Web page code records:
■ ■ ■ ■
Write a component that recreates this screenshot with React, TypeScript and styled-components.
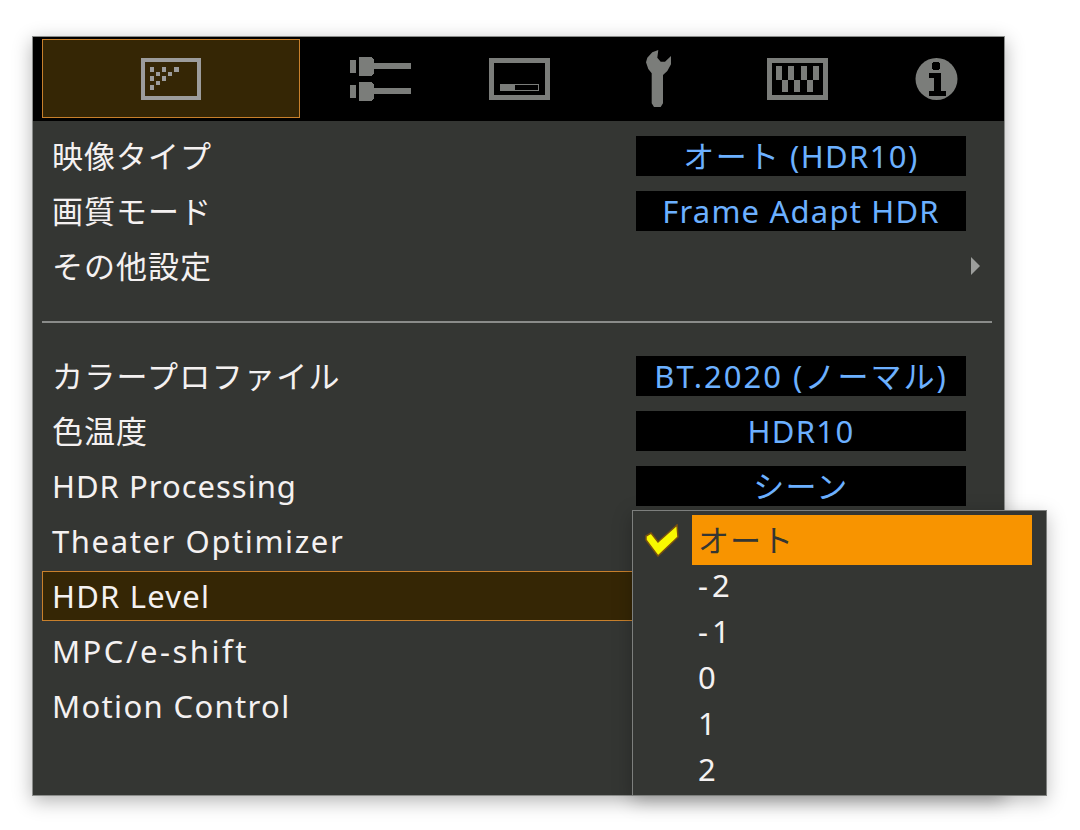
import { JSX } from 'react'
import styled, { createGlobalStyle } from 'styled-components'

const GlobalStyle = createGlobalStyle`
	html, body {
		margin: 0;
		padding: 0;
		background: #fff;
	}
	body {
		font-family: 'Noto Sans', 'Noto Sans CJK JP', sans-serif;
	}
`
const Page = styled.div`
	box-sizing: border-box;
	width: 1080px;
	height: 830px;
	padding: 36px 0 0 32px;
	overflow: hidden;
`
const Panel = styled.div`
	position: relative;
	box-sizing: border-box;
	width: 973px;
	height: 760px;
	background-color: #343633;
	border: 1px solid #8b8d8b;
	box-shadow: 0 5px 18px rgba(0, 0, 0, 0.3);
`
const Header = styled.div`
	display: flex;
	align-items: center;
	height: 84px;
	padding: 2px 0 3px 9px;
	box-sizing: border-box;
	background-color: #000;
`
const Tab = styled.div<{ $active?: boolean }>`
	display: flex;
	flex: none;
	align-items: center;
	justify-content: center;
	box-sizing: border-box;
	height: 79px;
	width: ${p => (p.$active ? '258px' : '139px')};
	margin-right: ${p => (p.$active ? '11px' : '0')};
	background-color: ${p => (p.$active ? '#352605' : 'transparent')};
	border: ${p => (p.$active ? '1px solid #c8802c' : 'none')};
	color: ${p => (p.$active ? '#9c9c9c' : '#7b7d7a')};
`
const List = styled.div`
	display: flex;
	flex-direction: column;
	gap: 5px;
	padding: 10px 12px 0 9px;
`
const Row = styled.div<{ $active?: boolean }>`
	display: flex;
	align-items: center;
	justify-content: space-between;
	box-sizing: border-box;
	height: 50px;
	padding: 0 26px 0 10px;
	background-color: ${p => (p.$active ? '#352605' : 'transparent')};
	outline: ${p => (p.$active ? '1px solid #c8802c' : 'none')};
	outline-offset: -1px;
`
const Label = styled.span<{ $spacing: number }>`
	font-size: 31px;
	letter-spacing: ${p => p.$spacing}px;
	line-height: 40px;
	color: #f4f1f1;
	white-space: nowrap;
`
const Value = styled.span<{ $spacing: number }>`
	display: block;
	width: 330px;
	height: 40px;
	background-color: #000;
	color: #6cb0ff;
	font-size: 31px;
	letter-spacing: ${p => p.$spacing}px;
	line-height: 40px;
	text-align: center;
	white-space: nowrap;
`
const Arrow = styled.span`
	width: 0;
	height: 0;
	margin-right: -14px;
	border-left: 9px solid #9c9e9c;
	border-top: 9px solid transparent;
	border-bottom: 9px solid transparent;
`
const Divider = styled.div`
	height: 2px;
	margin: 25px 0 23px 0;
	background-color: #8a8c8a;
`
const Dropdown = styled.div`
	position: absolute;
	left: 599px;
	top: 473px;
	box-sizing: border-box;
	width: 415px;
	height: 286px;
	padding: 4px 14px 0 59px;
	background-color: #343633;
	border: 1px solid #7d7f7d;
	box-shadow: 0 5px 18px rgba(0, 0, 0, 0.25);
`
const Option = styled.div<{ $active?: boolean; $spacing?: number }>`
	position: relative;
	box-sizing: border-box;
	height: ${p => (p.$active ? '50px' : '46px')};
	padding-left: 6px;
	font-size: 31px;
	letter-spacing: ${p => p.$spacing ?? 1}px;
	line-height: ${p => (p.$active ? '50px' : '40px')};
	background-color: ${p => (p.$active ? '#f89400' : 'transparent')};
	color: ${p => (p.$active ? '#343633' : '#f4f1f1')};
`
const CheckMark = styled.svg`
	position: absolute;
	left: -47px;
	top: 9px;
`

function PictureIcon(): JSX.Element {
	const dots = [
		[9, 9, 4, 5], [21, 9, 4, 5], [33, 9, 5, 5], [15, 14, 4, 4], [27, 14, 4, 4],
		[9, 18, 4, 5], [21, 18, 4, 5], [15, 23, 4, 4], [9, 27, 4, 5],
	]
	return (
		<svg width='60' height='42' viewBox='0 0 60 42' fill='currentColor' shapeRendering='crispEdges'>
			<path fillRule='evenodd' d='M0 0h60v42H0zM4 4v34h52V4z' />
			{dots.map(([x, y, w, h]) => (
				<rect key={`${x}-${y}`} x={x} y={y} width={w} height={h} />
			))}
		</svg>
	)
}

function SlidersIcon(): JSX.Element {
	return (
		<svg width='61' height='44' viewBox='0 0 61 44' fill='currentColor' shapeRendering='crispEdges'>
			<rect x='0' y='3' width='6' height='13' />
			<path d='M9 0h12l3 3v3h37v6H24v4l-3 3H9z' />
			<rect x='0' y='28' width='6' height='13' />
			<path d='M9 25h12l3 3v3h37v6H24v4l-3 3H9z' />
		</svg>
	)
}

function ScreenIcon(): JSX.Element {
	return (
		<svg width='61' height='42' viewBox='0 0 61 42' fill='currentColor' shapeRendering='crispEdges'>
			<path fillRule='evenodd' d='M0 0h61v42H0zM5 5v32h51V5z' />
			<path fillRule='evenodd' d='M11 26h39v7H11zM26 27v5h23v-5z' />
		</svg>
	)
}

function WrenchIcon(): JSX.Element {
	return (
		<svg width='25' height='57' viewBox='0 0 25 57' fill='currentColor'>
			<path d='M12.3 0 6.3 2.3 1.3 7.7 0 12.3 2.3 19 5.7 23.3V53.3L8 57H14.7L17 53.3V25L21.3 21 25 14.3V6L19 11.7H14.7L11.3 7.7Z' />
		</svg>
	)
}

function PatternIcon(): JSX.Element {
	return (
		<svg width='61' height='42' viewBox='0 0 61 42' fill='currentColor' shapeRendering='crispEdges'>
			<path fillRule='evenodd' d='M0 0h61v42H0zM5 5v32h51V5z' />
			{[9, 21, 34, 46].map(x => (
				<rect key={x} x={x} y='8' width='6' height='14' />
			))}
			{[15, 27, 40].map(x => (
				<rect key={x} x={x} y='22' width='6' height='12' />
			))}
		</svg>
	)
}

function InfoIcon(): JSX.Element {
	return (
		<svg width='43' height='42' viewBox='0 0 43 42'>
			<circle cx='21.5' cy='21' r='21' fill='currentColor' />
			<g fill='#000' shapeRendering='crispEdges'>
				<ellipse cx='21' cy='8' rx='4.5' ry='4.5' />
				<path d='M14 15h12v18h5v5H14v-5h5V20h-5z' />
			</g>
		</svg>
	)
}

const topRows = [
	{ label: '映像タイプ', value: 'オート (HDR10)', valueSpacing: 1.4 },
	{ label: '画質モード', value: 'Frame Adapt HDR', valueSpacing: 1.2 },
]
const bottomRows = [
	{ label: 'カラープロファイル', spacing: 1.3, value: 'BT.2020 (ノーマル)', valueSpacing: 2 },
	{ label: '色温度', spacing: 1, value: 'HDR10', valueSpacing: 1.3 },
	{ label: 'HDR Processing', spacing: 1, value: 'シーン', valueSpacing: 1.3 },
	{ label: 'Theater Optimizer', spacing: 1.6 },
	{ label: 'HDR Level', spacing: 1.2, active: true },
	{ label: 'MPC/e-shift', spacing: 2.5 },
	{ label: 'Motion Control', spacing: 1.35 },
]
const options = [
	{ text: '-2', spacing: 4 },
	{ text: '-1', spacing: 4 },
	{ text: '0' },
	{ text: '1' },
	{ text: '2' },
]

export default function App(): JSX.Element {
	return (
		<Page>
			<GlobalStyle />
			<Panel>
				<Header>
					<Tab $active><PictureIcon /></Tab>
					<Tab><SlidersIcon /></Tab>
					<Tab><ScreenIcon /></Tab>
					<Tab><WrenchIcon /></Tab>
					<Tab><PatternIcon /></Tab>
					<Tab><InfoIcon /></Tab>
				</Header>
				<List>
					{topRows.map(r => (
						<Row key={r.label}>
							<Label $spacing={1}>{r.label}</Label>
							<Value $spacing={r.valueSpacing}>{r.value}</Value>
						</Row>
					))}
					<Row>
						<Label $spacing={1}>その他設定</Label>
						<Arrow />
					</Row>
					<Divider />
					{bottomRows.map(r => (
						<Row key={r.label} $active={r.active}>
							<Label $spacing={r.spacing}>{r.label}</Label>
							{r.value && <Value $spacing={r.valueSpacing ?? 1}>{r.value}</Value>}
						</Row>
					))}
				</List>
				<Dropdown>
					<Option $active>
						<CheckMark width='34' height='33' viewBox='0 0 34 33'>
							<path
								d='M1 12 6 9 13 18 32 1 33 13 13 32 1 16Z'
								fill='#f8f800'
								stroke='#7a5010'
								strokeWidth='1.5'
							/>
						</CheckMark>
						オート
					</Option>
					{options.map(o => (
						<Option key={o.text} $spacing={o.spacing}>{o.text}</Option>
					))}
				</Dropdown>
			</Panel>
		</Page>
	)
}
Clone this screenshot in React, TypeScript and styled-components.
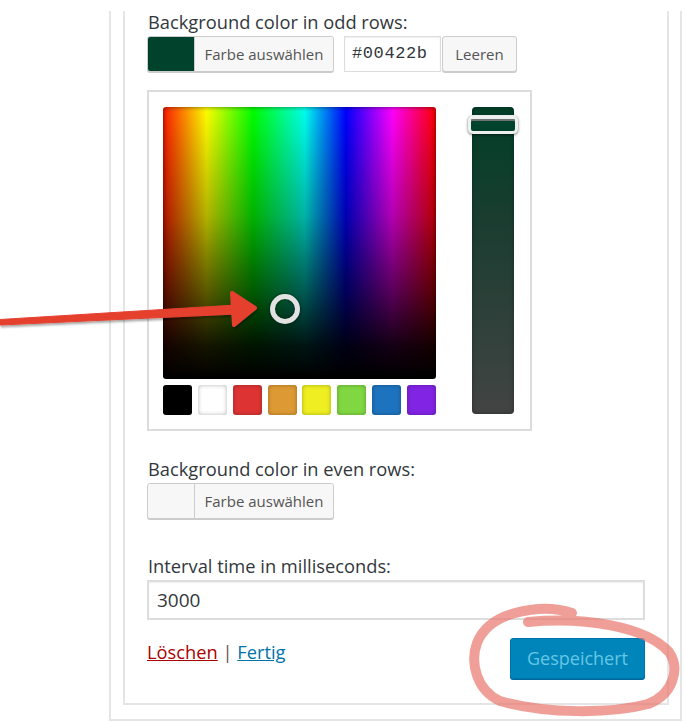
■ ■ ■ ■
Task objective - Identify the lines of the entries containing the string "screenshot". Copy each such line.

Solution for this exercise -
Write a component that recreates this screenshot with React, TypeScript and styled-components.
Clone this screenshot in React, TypeScript and styled-components.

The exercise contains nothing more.